I'm talking Forever Stamps. Woohoo!
March 26, 2007
Forever Stamps
The Forever stamp goes on sale April 12 at 41 cents. Customers can begin using the stamp when postage changes May 14.
July 6, 2010
Stamps may go to 46 cents
The U.S. Postal Service on Tuesday proposed a 2-cent increase in the price of a first-class stamp, bringing the cost to 46 cents. The change, if approved, will go into effect on Jan. 2.
That's a 4.55% increase over the previous postage rate. It's also a 12% increase over the 3.75 years since inception (April 2007 to January 2011), or roughly 3.1% per year. (Math error fixed. See the comments.)
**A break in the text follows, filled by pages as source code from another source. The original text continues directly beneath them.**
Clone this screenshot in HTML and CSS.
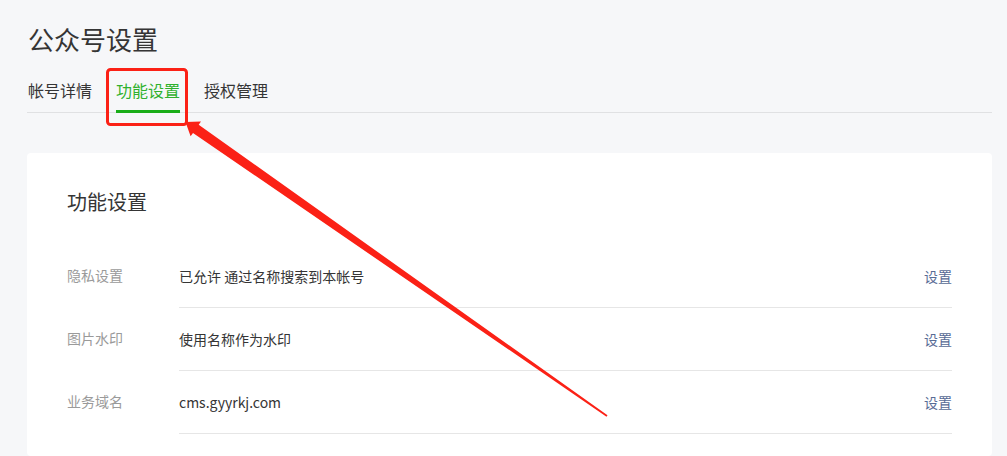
FILE: index.html
```html
<!DOCTYPE html>
<html lang="zh-CN">
<head>
<meta charset="utf-8">
<title>公众号设置</title>
<link rel="stylesheet" href="styles.css">
</head>
<body>
<div class="page">
  <h1 class="title">公众号设置</h1>
  <nav class="tabs">
    <a class="tab">帐号详情</a>
    <a class="tab active">功能设置</a>
    <a class="tab">授权管理</a>
  </nav>
  <section class="card">
    <h2 class="card-title">功能设置</h2>
    <div class="row">
      <div class="label">隐私设置</div>
      <div class="body"><span class="value">已允许 通过名称搜索到本帐号</span><a class="action">设置</a></div>
    </div>
    <div class="row">
      <div class="label">图片水印</div>
      <div class="body"><span class="value">使用名称作为水印</span><a class="action">设置</a></div>
    </div>
    <div class="row">
      <div class="label">业务域名</div>
      <div class="body"><span class="value">cms.gyyrkj.com</span><a class="action">设置</a></div>
    </div>
  </section>
</div>
<svg class="annot" width="1007" height="456" viewBox="0 0 1007 456">
  <rect x="107.5" y="69.5" width="79" height="55" rx="3" fill="none" stroke="#fb2116" stroke-width="3"/>
  <polygon fill="#fb2116" points="185.5,122 201,121.5 198.7,124.8 607.5,415.3 606.5,416.7 193,133 190.6,136.2"/>
</svg>
</body>
</html>
```
FILE: styles.css
```css
html, body {
  margin: 0;
  padding: 0;
  background: #f6f7f9;
}
body {
  font-family: "Noto Sans CJK SC", "Noto Sans", sans-serif;
  color: #353535;
  width: 1007px;
  height: 456px;
  overflow: hidden;
  position: relative;
}
.page {
  padding: 20px 15px 0 27px;
}
.title {
  margin: 0;
  font-size: 26px;
  font-weight: 400;
  line-height: 38px;
  padding-left: 1px;
}
.tabs {
  display: flex;
  gap: 24px;
  margin-top: 19px;
  border-bottom: 1px solid #e0e1e3;
  padding-left: 1px;
}
.tab {
  font-size: 16px;
  line-height: 24px;
  padding-top: 1px;
  padding-bottom: 8px;
  margin-bottom: -1px;
  border-bottom: 3px solid transparent;
  color: #353535;
  cursor: pointer;
}
.tab.active {
  color: #2fb12d;
  border-bottom-color: #1aad19;
}
.card {
  margin-top: 40px;
  background: #fff;
  border-radius: 4px;
  padding: 34px 40px 0 40px;
  height: 269px;
  overflow: hidden;
}
.card-title {
  margin: 0 0 28px;
  font-size: 20px;
  font-weight: 400;
  line-height: 30px;
}
.row {
  display: flex;
  font-size: 14px;
}
.label {
  width: 112px;
  flex: none;
  color: #9a9a9a;
  line-height: 61px;
}
.body {
  flex: 1;
  display: flex;
  justify-content: space-between;
  align-items: center;
  height: 61px;
  padding-bottom: 1px;
  border-bottom: 1px solid #e6e6e6;
}
.action {
  color: #576b95;
  cursor: pointer;
}
.annot {
  position: absolute;
  left: 0;
  top: 0;
  pointer-events: none;
}
```
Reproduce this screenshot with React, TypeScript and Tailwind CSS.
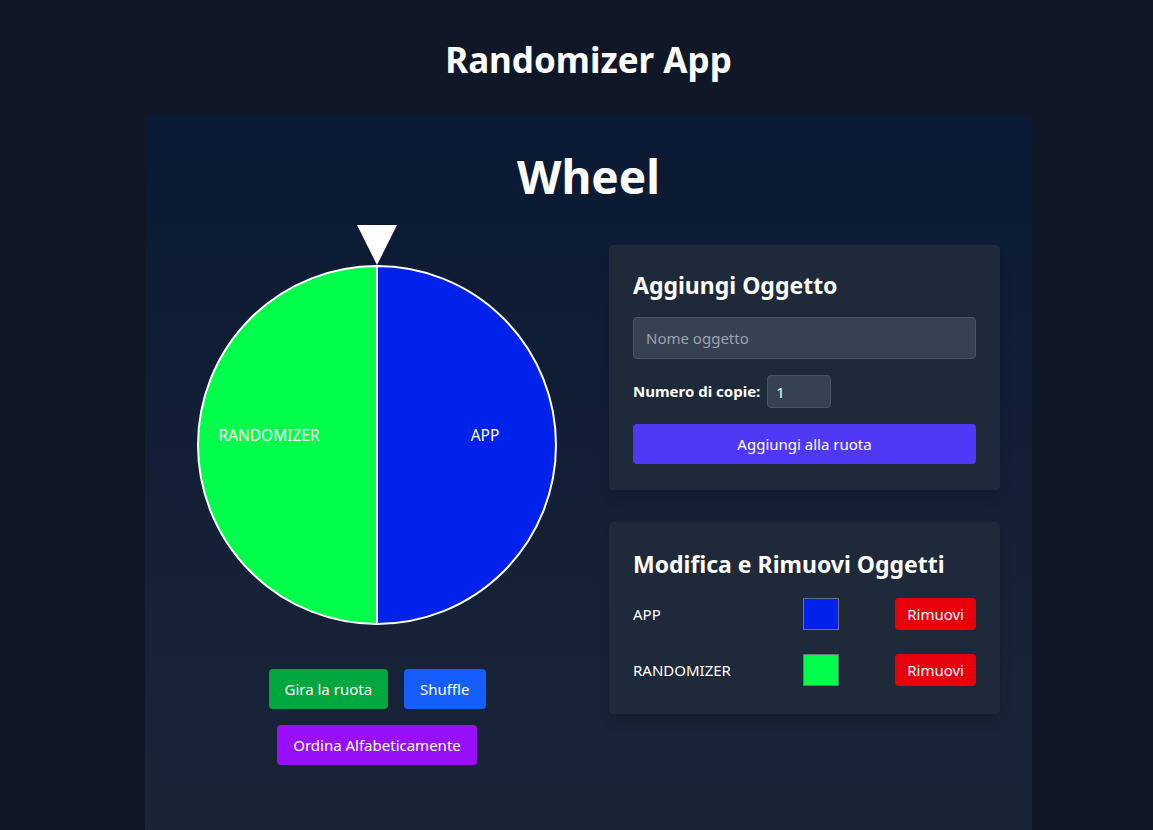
import React, { useState } from 'react'

interface Item {
  id: string
  name: string
  color: string
}

const font = { fontFamily: '"Noto Sans", "Open Sans", sans-serif' }

const Wheel: React.FC<{ items: Item[] }> = ({ items }) => {
  const r = 179
  const c = 180
  const step = (Math.PI * 2) / items.length
  return (
    <svg width="360" height="360" viewBox="0 0 360 360">
      {items.map((item, i) => {
        const a0 = -Math.PI / 2 + i * step
        const a1 = a0 + step
        const x0 = c + r * Math.cos(a0)
        const y0 = c + r * Math.sin(a0)
        const x1 = c + r * Math.cos(a1)
        const y1 = c + r * Math.sin(a1)
        const mid = (a0 + a1) / 2
        const tx = c + 108 * Math.cos(mid)
        const ty = c + 108 * Math.sin(mid) - 8
        const large = step > Math.PI ? 1 : 0
        return (
          <g key={item.id}>
            <path
              d={`M${c},${c} L${x0},${y0} A${r},${r} 0 ${large} 1 ${x1},${y1} Z`}
              fill={item.color}
              stroke="#ffffff"
              strokeWidth="2"
            />
            <text x={tx} y={ty} fill="#ffffff" fontSize="15.5" textAnchor="middle" dominantBaseline="middle" style={font}>
              {item.name}
            </text>
          </g>
        )
      })}
    </svg>
  )
}

export default function App() {
  const [items] = useState<Item[]>([
    { id: '1', name: 'APP', color: '#0022ea' },
    { id: '2', name: 'RANDOMIZER', color: '#00fe4a' },
  ])

  return (
    <div className="min-h-screen bg-gray-900 text-white pl-6" style={font}>
      <h1 className="pt-10 mb-9 text-center text-[35px] leading-10 font-bold">Randomizer App</h1>
      <div className="mx-auto w-[887px] min-h-[720px] px-8 pt-9 bg-gradient-to-b from-[#0a1a34] to-[#1a2437]">
        <h2 className="text-center text-[46px] leading-[48px] font-bold">Wheel</h2>
        <div className="flex gap-8 mt-[25px]">
          <div className="w-[400px] flex flex-col items-center">
            <svg width="40" height="40" viewBox="0 0 40 40">
              <polygon points="0,0 40,0 20,40" fill="#ffffff" />
            </svg>
            <Wheel items={items} />
            <div className="mt-11 flex flex-col items-center gap-4">
              <div className="flex gap-4">
                <button className="h-10 px-4 rounded bg-[#00a63e] text-[15px]">Gira la ruota</button>
                <button className="h-10 px-4 rounded bg-[#155dfc] text-[15px]">Shuffle</button>
              </div>
              <button className="h-10 px-4 rounded bg-[#9810fa] text-[15px]">Ordina Alfabeticamente</button>
            </div>
          </div>
          <div className="w-[391px] mt-5 flex flex-col gap-8">
            <div className="bg-gray-800 rounded px-6 pt-6 pb-[26px] shadow-lg">
              <h3 className="text-[23px] leading-8 font-bold mb-4">Aggiungi Oggetto</h3>
              <input
                type="text"
                placeholder="Nome oggetto"
                className="w-full h-[42px] px-3 rounded bg-[#364153] border border-[#4a5565] text-[15px] placeholder:text-[#99a1af] outline-none"
              />
              <div className="flex items-center gap-[7px] mt-4">
                <label className="text-[15px] font-bold">Numero di copie:</label>
                <input
                  type="number"
                  defaultValue={1}
                  className="w-16 h-[33px] px-2 rounded bg-[#364153] border border-[#4a5565] text-[15px] outline-none"
                />
              </div>
              <button className="w-full h-10 mt-4 rounded bg-[#4f39f6] text-[15px]">Aggiungi alla ruota</button>
            </div>
            <div className="bg-gray-800 rounded px-6 pt-6 pb-7 shadow-lg">
              <h3 className="text-[23px] leading-9 font-bold mb-4">Modifica e Rimuovi Oggetti</h3>
              <div className="flex flex-col gap-6">
                {items.map((item) => (
                  <div key={item.id} className="flex items-center">
                    <span className="w-[170px] text-[15px]">{item.name}</span>
                    <span
                      className="w-9 h-8 border border-gray-500"
                      style={{ backgroundColor: item.color }}
                    />
                    <button className="ml-auto h-8 px-3 rounded bg-[#e7000b] text-[15px]">Rimuovi</button>
                  </div>
                ))}
              </div>
            </div>
          </div>
        </div>
      </div>
    </div>
  )
}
Unlike many hoarding ideas (precious metals?), you will never have to pay capital gains tax on the inflationary profits and you will never require a greater fool to buy them from you at a price higher than you paid. Win win.
Should this interest you, the ideal time to buy forever stamps would be just before the price increase in January. I've already bought a lifetime's worth. I'm pretty much done.
March 19, 2009
Guaranteed 4.76% Tax-Free Investment Idea
Here's an arbitrage strategy. Sell your 3-Month Treasury Bill yielding 0.19% and use THAT money to buy the stamps. It's a 4.57% differential. Genius!
It's been a year since I wrote that. 3-Month Treasury Bills now yield 0.17%. The strategy works just as well now as it did then. I strongly suspect that I'll be offering this "Forever Strategy" many times in the years ahead.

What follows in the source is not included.